■ Task directions:
Copy the lines holding the word "components", all of them.

■ Stored data:
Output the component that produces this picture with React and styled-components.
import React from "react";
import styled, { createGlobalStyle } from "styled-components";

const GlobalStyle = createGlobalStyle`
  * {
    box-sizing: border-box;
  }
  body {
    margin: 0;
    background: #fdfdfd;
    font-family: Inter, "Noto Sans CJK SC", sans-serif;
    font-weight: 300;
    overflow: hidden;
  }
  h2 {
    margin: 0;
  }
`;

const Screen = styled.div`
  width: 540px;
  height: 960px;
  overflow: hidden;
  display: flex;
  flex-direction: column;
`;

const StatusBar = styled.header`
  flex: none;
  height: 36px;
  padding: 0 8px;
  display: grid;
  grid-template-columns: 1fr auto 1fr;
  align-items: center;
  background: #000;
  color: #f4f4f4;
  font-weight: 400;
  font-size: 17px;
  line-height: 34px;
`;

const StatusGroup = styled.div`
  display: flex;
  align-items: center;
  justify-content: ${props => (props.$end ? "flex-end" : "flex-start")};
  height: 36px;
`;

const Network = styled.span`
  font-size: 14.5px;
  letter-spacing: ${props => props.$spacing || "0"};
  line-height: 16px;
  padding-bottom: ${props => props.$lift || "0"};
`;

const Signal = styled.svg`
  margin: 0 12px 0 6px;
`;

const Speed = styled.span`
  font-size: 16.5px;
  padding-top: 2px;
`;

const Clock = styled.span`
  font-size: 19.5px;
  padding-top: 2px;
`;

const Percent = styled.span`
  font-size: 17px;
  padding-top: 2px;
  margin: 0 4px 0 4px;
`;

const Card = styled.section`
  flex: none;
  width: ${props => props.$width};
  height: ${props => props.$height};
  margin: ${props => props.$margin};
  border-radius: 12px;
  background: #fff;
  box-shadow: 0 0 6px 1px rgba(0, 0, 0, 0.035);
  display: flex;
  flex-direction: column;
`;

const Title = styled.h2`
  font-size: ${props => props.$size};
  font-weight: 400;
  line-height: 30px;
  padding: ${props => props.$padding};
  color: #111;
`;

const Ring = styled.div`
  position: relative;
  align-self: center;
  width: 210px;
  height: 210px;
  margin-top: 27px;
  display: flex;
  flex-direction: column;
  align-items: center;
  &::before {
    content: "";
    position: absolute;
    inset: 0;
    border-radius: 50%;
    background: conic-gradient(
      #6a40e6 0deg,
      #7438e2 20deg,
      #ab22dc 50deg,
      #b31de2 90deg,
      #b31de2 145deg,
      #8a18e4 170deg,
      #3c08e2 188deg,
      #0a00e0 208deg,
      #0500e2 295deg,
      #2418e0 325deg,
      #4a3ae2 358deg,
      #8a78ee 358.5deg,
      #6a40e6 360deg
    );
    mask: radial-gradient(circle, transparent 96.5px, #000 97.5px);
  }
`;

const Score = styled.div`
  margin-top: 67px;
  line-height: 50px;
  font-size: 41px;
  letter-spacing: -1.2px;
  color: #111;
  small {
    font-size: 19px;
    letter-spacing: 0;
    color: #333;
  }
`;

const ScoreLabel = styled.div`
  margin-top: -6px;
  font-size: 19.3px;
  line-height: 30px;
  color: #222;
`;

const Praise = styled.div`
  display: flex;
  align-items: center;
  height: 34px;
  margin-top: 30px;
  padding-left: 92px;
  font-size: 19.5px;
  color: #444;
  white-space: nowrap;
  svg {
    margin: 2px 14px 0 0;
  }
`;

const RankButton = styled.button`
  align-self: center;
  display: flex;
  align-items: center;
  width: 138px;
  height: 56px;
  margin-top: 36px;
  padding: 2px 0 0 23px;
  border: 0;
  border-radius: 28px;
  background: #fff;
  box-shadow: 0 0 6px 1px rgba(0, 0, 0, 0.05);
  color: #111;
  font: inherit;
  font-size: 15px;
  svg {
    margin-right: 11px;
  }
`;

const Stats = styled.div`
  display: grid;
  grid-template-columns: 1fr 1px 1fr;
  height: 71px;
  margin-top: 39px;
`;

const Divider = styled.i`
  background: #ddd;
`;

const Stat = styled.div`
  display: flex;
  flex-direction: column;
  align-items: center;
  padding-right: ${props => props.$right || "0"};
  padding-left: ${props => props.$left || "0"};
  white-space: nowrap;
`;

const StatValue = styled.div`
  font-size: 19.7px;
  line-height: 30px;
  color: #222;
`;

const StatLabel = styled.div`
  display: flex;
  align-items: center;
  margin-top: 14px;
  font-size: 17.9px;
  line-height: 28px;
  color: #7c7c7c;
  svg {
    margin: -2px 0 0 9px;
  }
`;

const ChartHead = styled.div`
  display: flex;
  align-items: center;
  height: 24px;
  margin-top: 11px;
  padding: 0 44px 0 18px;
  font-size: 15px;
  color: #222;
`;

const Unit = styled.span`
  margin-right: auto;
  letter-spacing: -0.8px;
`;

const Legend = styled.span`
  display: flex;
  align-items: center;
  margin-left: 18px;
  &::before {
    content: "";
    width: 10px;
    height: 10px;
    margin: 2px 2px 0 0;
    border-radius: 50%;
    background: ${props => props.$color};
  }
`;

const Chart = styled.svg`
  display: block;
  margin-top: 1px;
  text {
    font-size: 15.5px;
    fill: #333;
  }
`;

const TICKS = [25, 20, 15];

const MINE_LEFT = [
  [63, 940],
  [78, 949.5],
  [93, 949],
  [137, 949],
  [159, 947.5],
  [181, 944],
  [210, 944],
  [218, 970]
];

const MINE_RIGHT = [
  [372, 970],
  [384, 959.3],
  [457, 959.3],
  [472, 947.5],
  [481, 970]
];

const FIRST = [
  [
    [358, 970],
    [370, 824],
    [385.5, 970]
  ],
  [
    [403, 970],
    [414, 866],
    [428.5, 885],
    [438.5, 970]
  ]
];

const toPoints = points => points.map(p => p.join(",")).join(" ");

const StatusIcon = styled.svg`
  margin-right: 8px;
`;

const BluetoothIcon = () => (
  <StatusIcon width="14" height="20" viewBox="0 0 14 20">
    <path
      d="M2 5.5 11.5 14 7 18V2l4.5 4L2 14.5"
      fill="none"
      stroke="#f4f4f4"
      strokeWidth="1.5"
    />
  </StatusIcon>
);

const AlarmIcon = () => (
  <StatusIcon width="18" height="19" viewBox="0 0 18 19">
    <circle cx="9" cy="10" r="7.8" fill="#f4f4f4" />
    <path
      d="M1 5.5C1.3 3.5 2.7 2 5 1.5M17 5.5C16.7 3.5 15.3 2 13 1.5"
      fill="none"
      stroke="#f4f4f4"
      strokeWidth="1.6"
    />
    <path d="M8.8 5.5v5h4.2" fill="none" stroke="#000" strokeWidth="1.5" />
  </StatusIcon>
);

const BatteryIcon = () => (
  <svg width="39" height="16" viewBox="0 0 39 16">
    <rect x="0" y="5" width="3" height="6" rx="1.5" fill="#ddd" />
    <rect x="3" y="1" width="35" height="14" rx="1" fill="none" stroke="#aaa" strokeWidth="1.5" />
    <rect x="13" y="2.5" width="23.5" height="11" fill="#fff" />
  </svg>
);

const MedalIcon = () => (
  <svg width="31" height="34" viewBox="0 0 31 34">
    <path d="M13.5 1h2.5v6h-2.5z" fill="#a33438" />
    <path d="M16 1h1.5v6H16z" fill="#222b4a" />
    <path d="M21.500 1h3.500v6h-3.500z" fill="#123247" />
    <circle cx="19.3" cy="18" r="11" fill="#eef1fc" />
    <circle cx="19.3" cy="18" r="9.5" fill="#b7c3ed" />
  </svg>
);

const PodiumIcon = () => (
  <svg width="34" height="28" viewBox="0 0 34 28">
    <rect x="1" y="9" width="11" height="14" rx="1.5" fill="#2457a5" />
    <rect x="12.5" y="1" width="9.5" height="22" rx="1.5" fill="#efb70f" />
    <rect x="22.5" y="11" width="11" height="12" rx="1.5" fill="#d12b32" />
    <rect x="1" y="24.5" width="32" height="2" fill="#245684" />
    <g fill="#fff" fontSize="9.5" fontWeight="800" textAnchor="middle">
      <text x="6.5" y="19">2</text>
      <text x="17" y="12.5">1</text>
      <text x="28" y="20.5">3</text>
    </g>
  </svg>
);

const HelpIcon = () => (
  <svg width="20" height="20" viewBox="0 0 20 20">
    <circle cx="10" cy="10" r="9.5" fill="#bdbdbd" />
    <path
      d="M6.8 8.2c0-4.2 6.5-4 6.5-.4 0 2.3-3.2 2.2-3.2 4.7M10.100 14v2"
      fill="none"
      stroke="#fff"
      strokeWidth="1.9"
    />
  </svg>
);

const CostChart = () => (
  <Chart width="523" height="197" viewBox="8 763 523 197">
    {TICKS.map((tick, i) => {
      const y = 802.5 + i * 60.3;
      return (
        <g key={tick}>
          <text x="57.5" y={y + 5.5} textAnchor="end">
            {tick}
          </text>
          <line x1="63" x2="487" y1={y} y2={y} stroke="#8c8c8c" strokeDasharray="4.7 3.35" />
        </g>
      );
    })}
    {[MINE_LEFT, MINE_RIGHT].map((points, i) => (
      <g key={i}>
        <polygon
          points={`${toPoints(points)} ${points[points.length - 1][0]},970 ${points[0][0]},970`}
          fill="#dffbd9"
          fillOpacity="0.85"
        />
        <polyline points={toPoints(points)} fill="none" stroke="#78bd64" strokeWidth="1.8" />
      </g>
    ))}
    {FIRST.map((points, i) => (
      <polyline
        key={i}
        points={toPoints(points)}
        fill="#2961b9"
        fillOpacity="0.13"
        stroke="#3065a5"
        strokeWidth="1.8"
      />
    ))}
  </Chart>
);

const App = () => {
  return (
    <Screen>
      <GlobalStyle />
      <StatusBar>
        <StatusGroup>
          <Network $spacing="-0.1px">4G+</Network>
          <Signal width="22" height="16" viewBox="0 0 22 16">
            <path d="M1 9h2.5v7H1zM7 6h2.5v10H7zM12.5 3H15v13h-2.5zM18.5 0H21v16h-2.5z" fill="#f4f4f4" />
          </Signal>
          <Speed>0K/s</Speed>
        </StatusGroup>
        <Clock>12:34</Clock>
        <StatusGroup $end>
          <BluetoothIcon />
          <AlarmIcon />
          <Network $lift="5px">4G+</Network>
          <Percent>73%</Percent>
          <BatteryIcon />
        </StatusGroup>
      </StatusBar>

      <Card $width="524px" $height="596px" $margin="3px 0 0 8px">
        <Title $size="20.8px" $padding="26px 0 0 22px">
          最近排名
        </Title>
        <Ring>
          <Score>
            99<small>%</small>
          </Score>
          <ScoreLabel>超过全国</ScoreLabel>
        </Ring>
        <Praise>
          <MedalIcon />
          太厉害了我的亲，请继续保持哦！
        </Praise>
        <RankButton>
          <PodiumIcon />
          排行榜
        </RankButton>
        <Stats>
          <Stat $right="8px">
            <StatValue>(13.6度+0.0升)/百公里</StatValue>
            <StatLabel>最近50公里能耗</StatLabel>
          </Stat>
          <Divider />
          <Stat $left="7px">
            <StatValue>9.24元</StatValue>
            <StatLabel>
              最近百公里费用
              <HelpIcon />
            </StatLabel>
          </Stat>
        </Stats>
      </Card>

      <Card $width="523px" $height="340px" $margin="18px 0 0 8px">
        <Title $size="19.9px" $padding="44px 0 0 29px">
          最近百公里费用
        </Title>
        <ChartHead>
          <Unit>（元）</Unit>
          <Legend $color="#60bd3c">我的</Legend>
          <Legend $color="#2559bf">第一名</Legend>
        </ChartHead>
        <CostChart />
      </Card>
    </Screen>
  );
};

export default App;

■ Answer:
Output the component that produces this picture with React and styled-components.
import styled, { createGlobalStyle } from "styled-components";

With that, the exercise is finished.